The ejection distribution of solvated electrons generated by the one-photon photodetachment of aqueous I− and two-photon ionization of the solvent

Abstract

The ultrafast dynamics following one-photon UV photodetachment of ${\mathrm{I}}^{\mathrm{-}}$ ions in aqueous solution are compared with those following two-photon ionization of the solvent. Ultrafast pump–probe experiments employing 50 fs ultraviolet pulses reveal similar and very rapid time scales for electron ejection. However, the electron ejection process from water pumped into the conduction band and from iodide ions detached at threshold are readily distinguishable.
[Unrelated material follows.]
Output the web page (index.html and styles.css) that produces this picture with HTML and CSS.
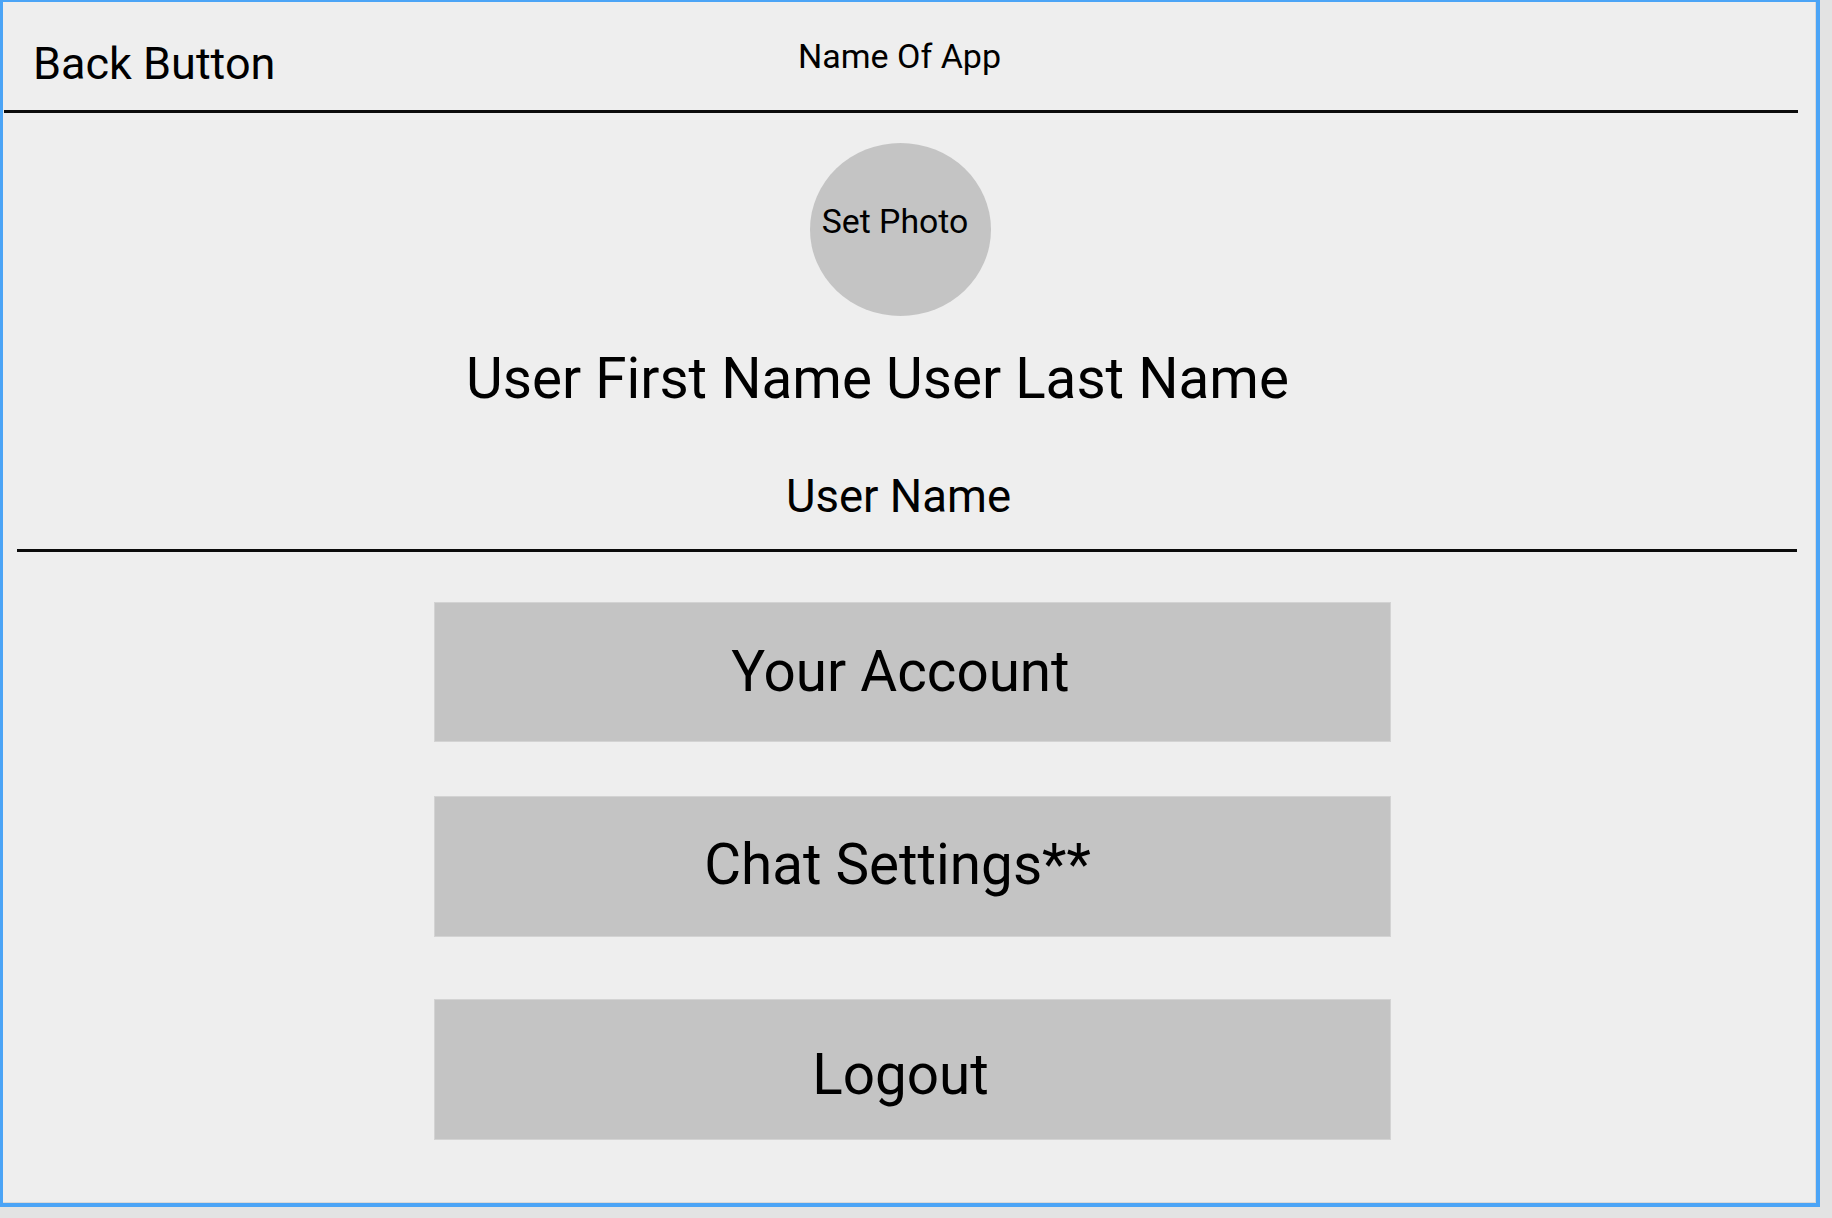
FILE: index.html
```html
<!DOCTYPE html>
<html lang="en">
<head>
<meta charset="utf-8">
<title>Profile</title>
<link rel="stylesheet" href="styles.css">
</head>
<body>
<div class="frame">
  <header class="topbar">
    <div class="back">Back Button</div>
    <div class="app-name">Name Of App</div>
    <div class="spacer"></div>
  </header>
  <section class="profile">
    <div class="photo"><span class="photo-label">Set Photo</span></div>
    <div class="full-name">User First Name User Last Name</div>
    <div class="user-name">User Name</div>
  </section>
  <nav class="actions">
    <div class="action">Your Account</div>
    <div class="action action-2">Chat Settings**</div>
    <div class="action action-3">Logout</div>
  </nav>
</div>
</body>
</html>
```

FILE: styles.css
```css
html, body {
  margin: 0;
  padding: 0;
}

body {
  background: #e3e3e3;
  font-family: Roboto, "Liberation Sans", Arial, sans-serif;
  color: #000;
  width: 1832px;
  height: 1218px;
  overflow: hidden;
}

.frame {
  box-sizing: border-box;
  width: 1820px;
  height: 1207px;
  background: #eeeeee;
  border-style: solid;
  border-color: #4ba4f6;
  border-width: 2px 4px 4px 3px;
  box-shadow: inset -1px -1px 0 0 #d9d9d9;
}

.topbar {
  display: grid;
  grid-template-columns: 1fr auto 1fr;
  align-items: start;
  margin-left: 1px;
  width: 1794px;
  height: 108px;
  border-bottom: 3px solid #0b0b0b;
}

.back {
  font-size: 45px;
  line-height: 45px;
  margin-top: 39px;
  padding-left: 29px;
  white-space: nowrap;
}

.app-name {
  font-size: 34px;
  line-height: 34px;
  margin-top: 37px;
  margin-right: 3px;
  white-space: nowrap;
}

.profile {
  display: flex;
  flex-direction: column;
  align-items: center;
  margin-left: 14px;
  width: 1780px;
  box-sizing: border-box;
  padding-right: 14px;
  padding-bottom: 30px;
  border-bottom: 3px solid #0b0b0b;
}

.photo {
  box-sizing: border-box;
  width: 181px;
  height: 173px;
  margin-top: 30px;
  border-radius: 50%;
  background: #c4c4c4;
  display: flex;
  justify-content: center;
  padding-top: 62px;
  padding-right: 10px;
}

.photo-label {
  font-size: 33.8px;
  line-height: 33px;
  white-space: nowrap;
}

.full-name {
  font-size: 56.6px;
  line-height: 56px;
  margin-top: 35px;
  margin-right: 45px;
  white-space: nowrap;
}

.user-name {
  font-size: 45.5px;
  line-height: 45px;
  margin-top: 67px;
  margin-right: 3px;
  white-space: nowrap;
}

.actions {
  display: flex;
  flex-direction: column;
  padding-left: 431px;
  padding-top: 50px;
}

.action {
  box-sizing: border-box;
  width: 957px;
  height: 140px;
  background: #c4c4c4;
  border: 1px solid #d3d3d3;
  display: flex;
  align-items: center;
  justify-content: center;
  padding-right: 24px;
  font-size: 56.6px;
  line-height: 56px;
  white-space: nowrap;
}

.action-2 {
  margin-top: 54px;
  height: 141px;
  padding-bottom: 4px;
  padding-right: 30px;
}

.action-3 {
  margin-top: 62px;
  height: 141px;
  padding-top: 10px;
}
```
The observed picosecond timescale geminate recombination and electron escape dynamics are reconstructed using two different models, a diffusion-limited return of the electron from $\text{∼15\hspace{0.05em}Å}$ to its parent and a competing kinetics model governed by the reverse electron transfer rate. We conclude that the “ejected” electron in the halide detachment is merely separated from the halogen atom within the same solvent shell. The assignment of detachment into a contact pair is based on the recombination profile rather than by the postulate of any new spectral absorption due to an electron in a contact pair. The contact pair is surprisingly long-lived and the nonadiabatic recombination is rather slow considering the proximity of the partners. Experiments in mixed solvents confirm our assignment of the two distinct ejection mechanisms. The detachment mechanism is therefore fundamentally different in the resonant (one photon) charge-transfer-to-solvent (CTTS) process from the multiphoton detachment of aqueous iodide ions, which bears more similarity to the direct solvent ionization.